Your goal » Reproduce the data exactly and drop any pictures it holds.

Source excerpt »
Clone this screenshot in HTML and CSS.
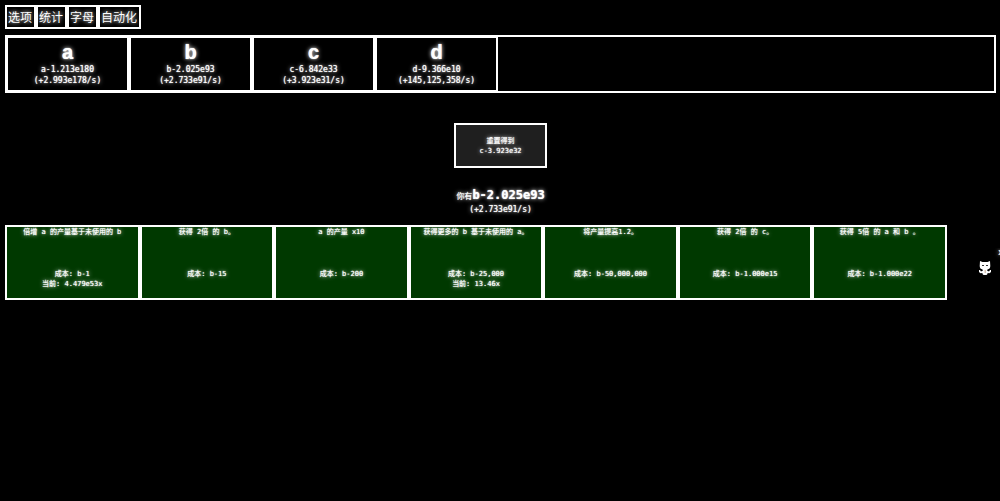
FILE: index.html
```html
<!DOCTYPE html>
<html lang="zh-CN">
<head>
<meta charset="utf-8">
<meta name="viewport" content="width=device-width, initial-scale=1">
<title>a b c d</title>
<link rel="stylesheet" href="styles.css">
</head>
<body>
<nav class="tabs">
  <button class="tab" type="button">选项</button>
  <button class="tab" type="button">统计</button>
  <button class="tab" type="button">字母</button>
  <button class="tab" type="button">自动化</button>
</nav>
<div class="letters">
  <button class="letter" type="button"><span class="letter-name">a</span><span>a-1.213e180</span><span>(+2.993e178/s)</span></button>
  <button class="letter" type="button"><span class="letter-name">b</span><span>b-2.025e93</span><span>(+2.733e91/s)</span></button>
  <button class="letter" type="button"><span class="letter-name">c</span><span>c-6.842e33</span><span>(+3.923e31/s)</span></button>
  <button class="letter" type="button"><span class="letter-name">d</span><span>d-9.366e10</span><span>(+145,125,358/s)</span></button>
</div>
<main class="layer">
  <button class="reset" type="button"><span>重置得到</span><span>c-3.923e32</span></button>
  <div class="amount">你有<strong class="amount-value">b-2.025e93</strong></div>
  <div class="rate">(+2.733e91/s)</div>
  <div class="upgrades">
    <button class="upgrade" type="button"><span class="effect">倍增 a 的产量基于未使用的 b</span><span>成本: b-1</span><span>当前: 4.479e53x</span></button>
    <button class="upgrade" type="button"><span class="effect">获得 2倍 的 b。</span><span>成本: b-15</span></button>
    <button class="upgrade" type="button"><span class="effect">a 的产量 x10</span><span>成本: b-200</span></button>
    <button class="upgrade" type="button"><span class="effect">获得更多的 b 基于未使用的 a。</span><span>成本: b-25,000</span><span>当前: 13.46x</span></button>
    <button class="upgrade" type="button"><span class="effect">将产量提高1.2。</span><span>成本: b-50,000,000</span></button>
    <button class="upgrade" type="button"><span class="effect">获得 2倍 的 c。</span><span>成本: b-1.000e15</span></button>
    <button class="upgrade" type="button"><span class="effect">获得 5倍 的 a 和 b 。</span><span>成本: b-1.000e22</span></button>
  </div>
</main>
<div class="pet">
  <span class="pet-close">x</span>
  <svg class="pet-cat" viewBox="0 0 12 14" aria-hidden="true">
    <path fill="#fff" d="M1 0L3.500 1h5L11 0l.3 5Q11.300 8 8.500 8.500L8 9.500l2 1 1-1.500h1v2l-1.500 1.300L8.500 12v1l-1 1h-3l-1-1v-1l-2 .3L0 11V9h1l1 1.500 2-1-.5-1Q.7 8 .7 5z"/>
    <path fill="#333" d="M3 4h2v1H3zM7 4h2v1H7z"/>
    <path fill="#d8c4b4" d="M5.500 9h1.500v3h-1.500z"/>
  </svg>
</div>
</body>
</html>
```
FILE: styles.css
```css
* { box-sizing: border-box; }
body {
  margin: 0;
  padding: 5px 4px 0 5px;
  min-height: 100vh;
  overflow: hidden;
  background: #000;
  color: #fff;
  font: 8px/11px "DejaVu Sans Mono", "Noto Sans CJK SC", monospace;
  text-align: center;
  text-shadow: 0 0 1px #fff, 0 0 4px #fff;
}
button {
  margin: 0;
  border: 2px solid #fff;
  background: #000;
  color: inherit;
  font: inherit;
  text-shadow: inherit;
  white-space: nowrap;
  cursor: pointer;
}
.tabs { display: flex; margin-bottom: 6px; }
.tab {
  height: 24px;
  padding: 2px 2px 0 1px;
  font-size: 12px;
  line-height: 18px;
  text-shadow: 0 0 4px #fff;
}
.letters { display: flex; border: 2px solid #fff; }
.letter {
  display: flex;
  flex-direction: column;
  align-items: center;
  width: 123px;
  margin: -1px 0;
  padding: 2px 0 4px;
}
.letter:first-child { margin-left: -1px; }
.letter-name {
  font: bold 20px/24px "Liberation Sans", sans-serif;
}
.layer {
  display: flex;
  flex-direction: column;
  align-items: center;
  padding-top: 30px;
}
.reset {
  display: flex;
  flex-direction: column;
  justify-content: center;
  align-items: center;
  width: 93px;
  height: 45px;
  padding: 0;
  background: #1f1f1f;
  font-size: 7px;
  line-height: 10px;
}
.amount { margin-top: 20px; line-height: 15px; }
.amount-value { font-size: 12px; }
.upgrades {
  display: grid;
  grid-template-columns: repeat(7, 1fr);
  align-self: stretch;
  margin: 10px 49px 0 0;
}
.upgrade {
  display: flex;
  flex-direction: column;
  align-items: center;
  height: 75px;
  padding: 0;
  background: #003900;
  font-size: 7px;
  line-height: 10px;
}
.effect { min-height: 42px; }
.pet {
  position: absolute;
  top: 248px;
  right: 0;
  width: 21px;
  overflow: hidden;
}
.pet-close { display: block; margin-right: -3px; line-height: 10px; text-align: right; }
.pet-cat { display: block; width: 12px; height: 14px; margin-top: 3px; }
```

Response below »
Clone this screenshot in HTML and CSS.
FILE: index.html
```html
<!DOCTYPE html>
<html lang="zh-CN">
<head>
<meta charset="utf-8">
<meta name="viewport" content="width=device-width, initial-scale=1">
<title>a b c d</title>
<link rel="stylesheet" href="styles.css">
</head>
<body>
<nav class="tabs">
  <button class="tab" type="button">选项</button>
  <button class="tab" type="button">统计</button>
  <button class="tab" type="button">字母</button>
  <button class="tab" type="button">自动化</button>
</nav>
<div class="letters">
  <button class="letter" type="button"><span class="letter-name">a</span><span>a-1.213e180</span><span>(+2.993e178/s)</span></button>
  <button class="letter" type="button"><span class="letter-name">b</span><span>b-2.025e93</span><span>(+2.733e91/s)</span></button>
  <button class="letter" type="button"><span class="letter-name">c</span><span>c-6.842e33</span><span>(+3.923e31/s)</span></button>
  <button class="letter" type="button"><span class="letter-name">d</span><span>d-9.366e10</span><span>(+145,125,358/s)</span></button>
</div>
<main class="layer">
  <button class="reset" type="button"><span>重置得到</span><span>c-3.923e32</span></button>
  <div class="amount">你有<strong class="amount-value">b-2.025e93</strong></div>
  <div class="rate">(+2.733e91/s)</div>
  <div class="upgrades">
    <button class="upgrade" type="button"><span class="effect">倍增 a 的产量基于未使用的 b</span><span>成本: b-1</span><span>当前: 4.479e53x</span></button>
    <button class="upgrade" type="button"><span class="effect">获得 2倍 的 b。</span><span>成本: b-15</span></button>
    <button class="upgrade" type="button"><span class="effect">a 的产量 x10</span><span>成本: b-200</span></button>
    <button class="upgrade" type="button"><span class="effect">获得更多的 b 基于未使用的 a。</span><span>成本: b-25,000</span><span>当前: 13.46x</span></button>
    <button class="upgrade" type="button"><span class="effect">将产量提高1.2。</span><span>成本: b-50,000,000</span></button>
    <button class="upgrade" type="button"><span class="effect">获得 2倍 的 c。</span><span>成本: b-1.000e15</span></button>
    <button class="upgrade" type="button"><span class="effect">获得 5倍 的 a 和 b 。</span><span>成本: b-1.000e22</span></button>
  </div>
</main>
<div class="pet">
  <span class="pet-close">x</span>
  <svg class="pet-cat" viewBox="0 0 12 14" aria-hidden="true">
    <path fill="#fff" d="M1 0L3.500 1h5L11 0l.3 5Q11.300 8 8.500 8.500L8 9.500l2 1 1-1.500h1v2l-1.500 1.300L8.500 12v1l-1 1h-3l-1-1v-1l-2 .3L0 11V9h1l1 1.500 2-1-.5-1Q.7 8 .7 5z"/>
    <path fill="#333" d="M3 4h2v1H3zM7 4h2v1H7z"/>
    <path fill="#d8c4b4" d="M5.500 9h1.500v3h-1.500z"/>
  </svg>
</div>
</body>
</html>
```
FILE: styles.css
```css
* { box-sizing: border-box; }
body {
  margin: 0;
  padding: 5px 4px 0 5px;
  min-height: 100vh;
  overflow: hidden;
  background: #000;
  color: #fff;
  font: 8px/11px "DejaVu Sans Mono", "Noto Sans CJK SC", monospace;
  text-align: center;
  text-shadow: 0 0 1px #fff, 0 0 4px #fff;
}
button {
  margin: 0;
  border: 2px solid #fff;
  background: #000;
  color: inherit;
  font: inherit;
  text-shadow: inherit;
  white-space: nowrap;
  cursor: pointer;
}
.tabs { display: flex; margin-bottom: 6px; }
.tab {
  height: 24px;
  padding: 2px 2px 0 1px;
  font-size: 12px;
  line-height: 18px;
  text-shadow: 0 0 4px #fff;
}
.letters { display: flex; border: 2px solid #fff; }
.letter {
  display: flex;
  flex-direction: column;
  align-items: center;
  width: 123px;
  margin: -1px 0;
  padding: 2px 0 4px;
}
.letter:first-child { margin-left: -1px; }
.letter-name {
  font: bold 20px/24px "Liberation Sans", sans-serif;
}
.layer {
  display: flex;
  flex-direction: column;
  align-items: center;
  padding-top: 30px;
}
.reset {
  display: flex;
  flex-direction: column;
  justify-content: center;
  align-items: center;
  width: 93px;
  height: 45px;
  padding: 0;
  background: #1f1f1f;
  font-size: 7px;
  line-height: 10px;
}
.amount { margin-top: 20px; line-height: 15px; }
.amount-value { font-size: 12px; }
.upgrades {
  display: grid;
  grid-template-columns: repeat(7, 1fr);
  align-self: stretch;
  margin: 10px 49px 0 0;
}
.upgrade {
  display: flex;
  flex-direction: column;
  align-items: center;
  height: 75px;
  padding: 0;
  background: #003900;
  font-size: 7px;
  line-height: 10px;
}
.effect { min-height: 42px; }
.pet {
  position: absolute;
  top: 248px;
  right: 0;
  width: 21px;
  overflow: hidden;
}
.pet-close { display: block; margin-right: -3px; line-height: 10px; text-align: right; }
.pet-cat { display: block; width: 12px; height: 14px; margin-top: 3px; }
```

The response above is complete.